11. It has been submitted by learned Sr. Counsel
Shri Usgaonkar that the identification of the entire
property was not in dispute. However, the fact remains
that the plaintiffs have claimed Survey No.35 as part
of their property and therefore it was necessary fo the
plaintiffs to have shown the extent of their property
and also to have mentioned the other survey numbers
which were included in their property Mandabem.
Suffice to observe that P.W.2 Dessai has shown no
expertise in identifying the property claimed by the
plaintiffs with reference to the survey records. His
evidence therefore deserves to be rejected.
12. The second aspect which requires consideration
is regarding possession of property surveyed under
No.35. According to P.W.1 Shri Gopal Falari it is the
Government who is in possession of the said land. He
has also admitted that the Government has cultivated
cashew plantation in the said property which, according
to the Government, was done in the years 1978-79. The
survey records namely Form I and XIV of survey No.35 is
in the name of the Government. Admittedly, the said
survey was conducted somewhere in the year 1972-74 and
one could presume that the survey records were prepared
based on actual possession of the Government. Section
105 of the Land Revenue Code 1968 provides that an
entry in the Record of Rights, and a certified entry in
the registry of mutation shall be presumed to be true,
until the contrary is proved or a new entry is lawfully
substituted therefor. The plaintiffs have never
claimed in their plaint that they have been in
possession of the disputed property at any time and all
that the plaintiffs pleaded was that the plaintiff No.1
visited the property "Mandabem" somewhere in the years
1984/85 when he came to know that the Government had
clear felled the forest produce. In case the
plaintiffs had visited the property "Mandabem" claimed
by them earlier, the plaintiffs would have come to know
that the disputed land was being possessed by the
Government as part of their forest with definite
boundary marks like cairns from the year 1967, as
stated by D.W.2 Shri Dessai. The plaintiffs would have
also come to know that forest produce from the same was
cut in the years 1978-79 to make place for cashew
plantation. The plaintiffs have failed to rebut the
presumption regarding possession available to the
defendants by virtue of section 105 of the Land Revenue
Code. From the evidence led on behalf of the
defendants, it could be safely concluded that Survey
No.35 has been in possession of the defendants as part
of their forest "Vagpad" situated at Villiena at least
from the time the said forest was notified as a
National Forest by virtue of Gazette Notification dated
5.12.1950. The plaintiffs averment and the statement
of P.W.1 that in the year 1984 he happened to go to his
property and noticed that some of their trees were cut
therefore cannot be believed and it is obvious that the
same was made by the plaintiffs only to give them a
cause of action for filing the suit.
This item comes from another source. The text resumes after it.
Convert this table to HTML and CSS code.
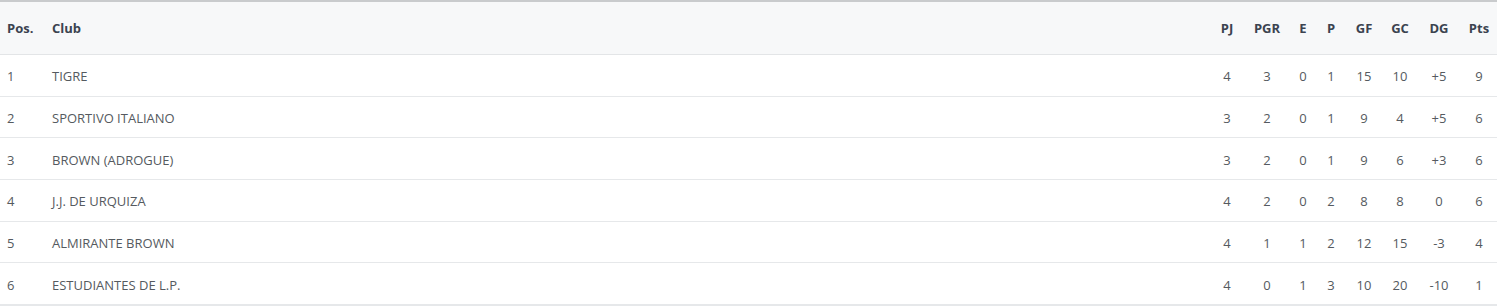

The fact that no
boundaries of the forest were mentioned in the Gazette
Notification dated 5.12.1950 is of no assistance to the
case of the plaintiffs.
13. The third aspect which needs to be considered is
regarding title. Admittedly survey No.36 of village
Villiena is also bounded on the north by village Batty.
Admittedly the said survey No.36 is forest land and it
is not the case of the plaintiff that their property
Mandabem is bounded on the east by Government land or
for that matter survey No.36 belonging to the
Government. On the contrary, the case of the
plaintiffs that on the east there is a property of
Vitoba Poi Kakode which property the plaintiffs have
failed to identify. As far as the plaintiffs are
concerned, the southern boundary of their property is
again the boundary of Vitoba Kakode which the
plaintiffs have failed to identify and only because
D.W.2 has stated that to the south of survey No.35 is
private property belonging to the plaintiffs, does not
mean that the plaintiffs have identified their southern
boundary in relation to their property Mandabem. The
entire case of the plaintiffs is based on their title
document which shows the property "Mandabem" on the
northern boundary as village Batty and likewise the
survey plan shows the northern boundary of survey No.35
as village Batty. If by the said parameters survey
No.35 belongs to the plaintiffs, then survey No.36
could also belong to them because survey No.36 has also
on its northern side village Batty as its boundary but
it is not the case of the plaintiffs that survey No.36
belongs to them. As already stated P.W.1 does not even
know into how many survey numbers the property of the
plaintiffs have been surveyed. According to P.W.1
Falari their property is surveyed under Nos.33, 34 and
others which he does not know, but according to P.W.2
the property of the plaintiffs is surveyed under
Nos.30, 32, 33 and 34. At the same time it was
suggested to D.W.1 Godinho that the property of the
plaintiffs consisted of survey No.30 (part), 33 (part)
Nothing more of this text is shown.